Frequently Asked Questions
Which practice should I adopt first?
Define identity by behavior rather than description. It is the highest-leverage change because vague descriptors are the root cause of much drift, and converting them to checkable behaviors makes every later practice, reinforcement and monitoring especially, easier to apply.
How do I balance bounded adaptation against consistency?
Draw a clear line: the tone of the assistant's acknowledgment can flex to meet the user, but its structural voice rules and all hard limits cannot. This gives you responsiveness without dissolution. If users say the assistant feels cold, loosen the acknowledgment; if it feels inconsistent, tighten the structural rules.
Is lean reinforcement really enough, or should I restate everything?
Lean reinforcement, role plus top voice rules plus hard constraints, captures most of the anchoring benefit at a fraction of the context cost. Restating the full spec wastes context and reads as repetitive. Reserve fuller restatement for resumptions after a gap, where more re-establishment is warranted.
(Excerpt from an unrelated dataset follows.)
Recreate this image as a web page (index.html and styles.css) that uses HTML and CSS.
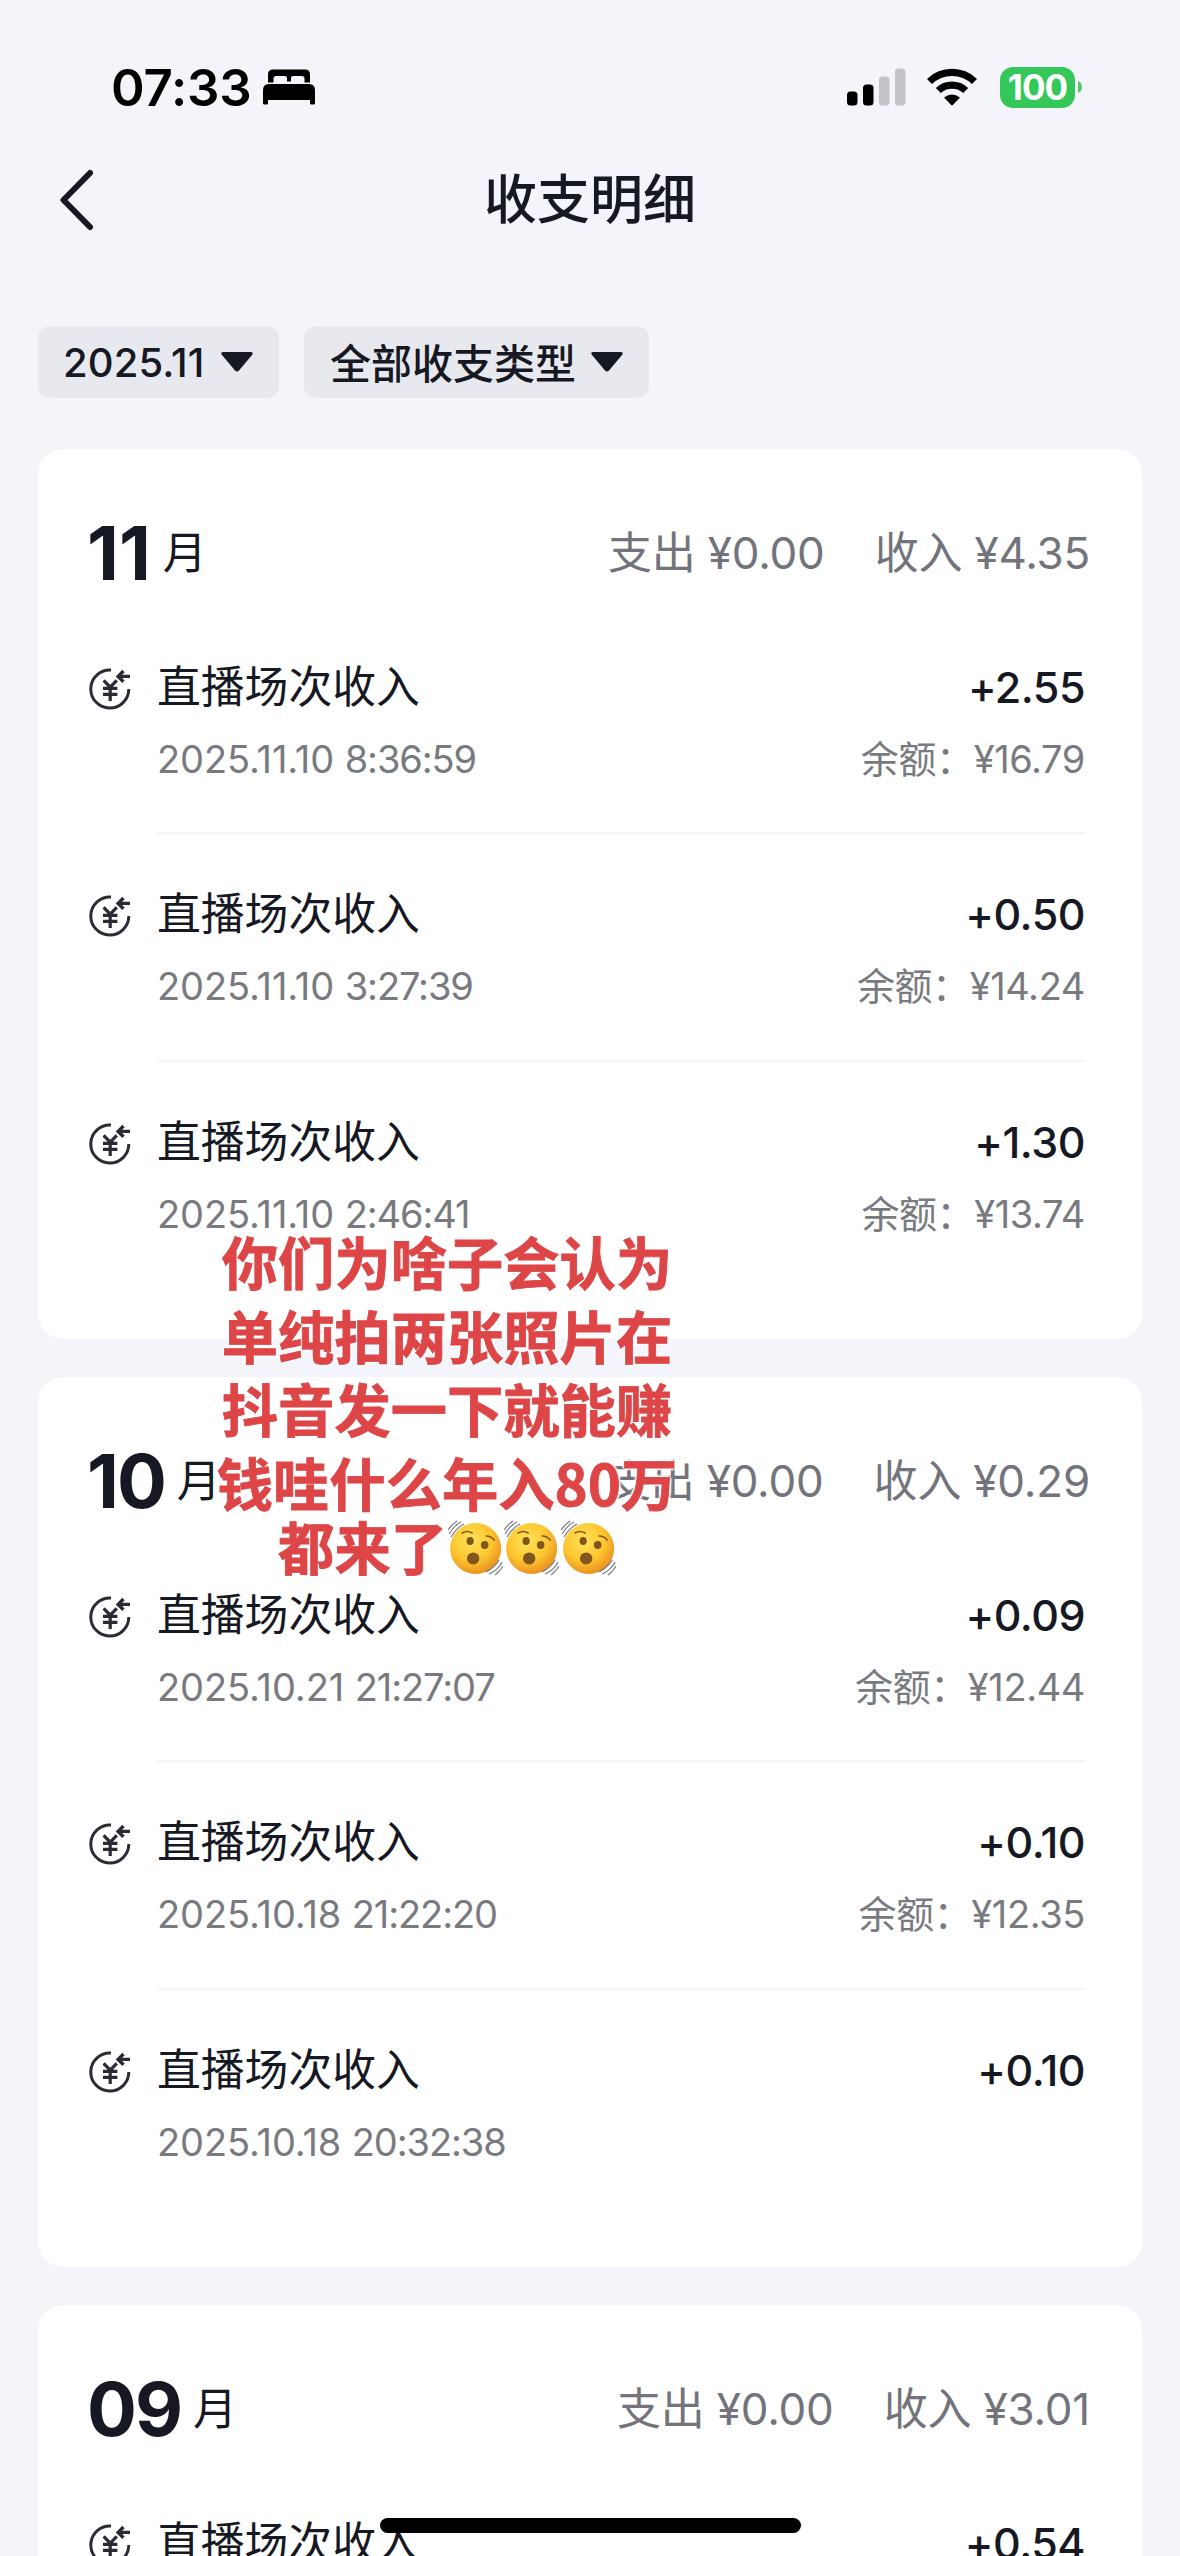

Do these practices change for very long conversations near the context limit?
They become more important, not different. Reinforcement and persona-aware summarization matter most exactly when truncation threatens to erase the opening persona. The practices are designed for that regime; short conversations rarely need all of them.
Key Takeaways
- Define personas by checkable behaviors, not adjectives, because behaviors are stable and descriptions drift.
- Reinforce the persona on a cadence with lean reminders, treating fade as a known property to compensate for, not a failure to hope away.
- Keep hard limits in a separate class and enforce them more aggressively than stylistic preferences.
- Allow bounded adaptation: let acknowledgment tone flex while structural voice rules and constraints hold firm.
- Summarize for persona, not just topic, and make drift a tracked metric rather than a subjective impression.